As the influential hawk Robert Kagan wrote last month, "I would worry about an American foreign policy driven only by fear of how our actions might inspire anger, radicalism and violence in others."
Second, there's strong evidence that al Qaeda actually supports Bush's policy to stay the course in Iraq.
A recent private letter between senior al Qaeda leaders declared their "most important" goal was "prolonging the war" in Iraq. The letter, confiscated in the fatal June attack on the leader of al Qaeda in Iraq, Abu Musab al-Zarqawi, and translated by the Combating Terrorism Center at West Point, argues that pinning the United States into an open-ended commitment in Iraq will strengthen jihadists around the world.
On that score, al Qaeda apparently agrees with the administration's famous National Intelligence Estimate, which concluded that the U.S. occupation of Iraq is a " 'cause celebre' for jihadists," inspiring new terrorist enemies around the world.

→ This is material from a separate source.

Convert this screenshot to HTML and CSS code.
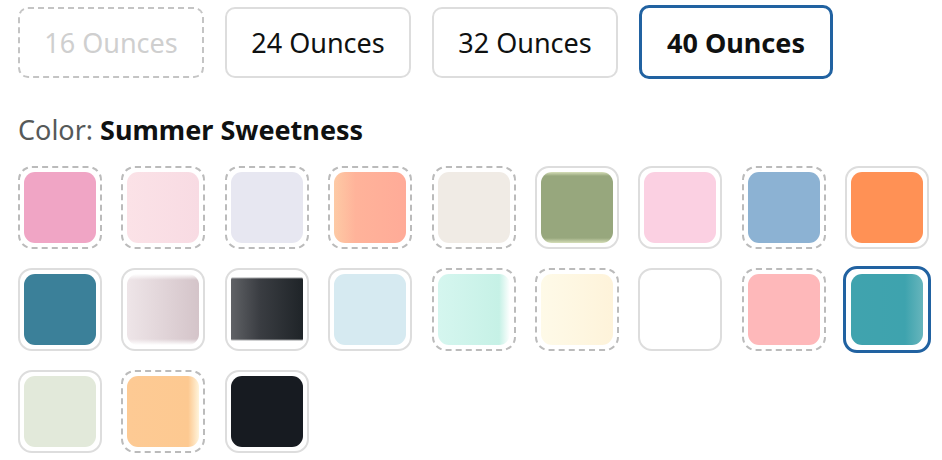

The majority of Americans have reached the same conclusion. In a CNN poll this month, 57 percent say the war has made the United States less safe from terrorism. (The same poll found opposition to the war at an all-time high of 61 percent.)
Ultimately, U.S. foreign policy must address the interests of Americans, not terrorists. Americans want the Iraq war to end because it failed to make us safer, failed to reduce terrorism and failed to deter our enemies.
That may be why a series of prominent Republicans have recently defied the president's campaign message and talked about changing course, from Senate Armed Services Chairman John Warner to former Secretary of State Colin Powell.
On Election Day, voters don't need to consult terrorist propaganda or Bush's overheated rhetoric to make up their minds. They can simply decide whether continuing the failed policies in Iraq is in the American interest.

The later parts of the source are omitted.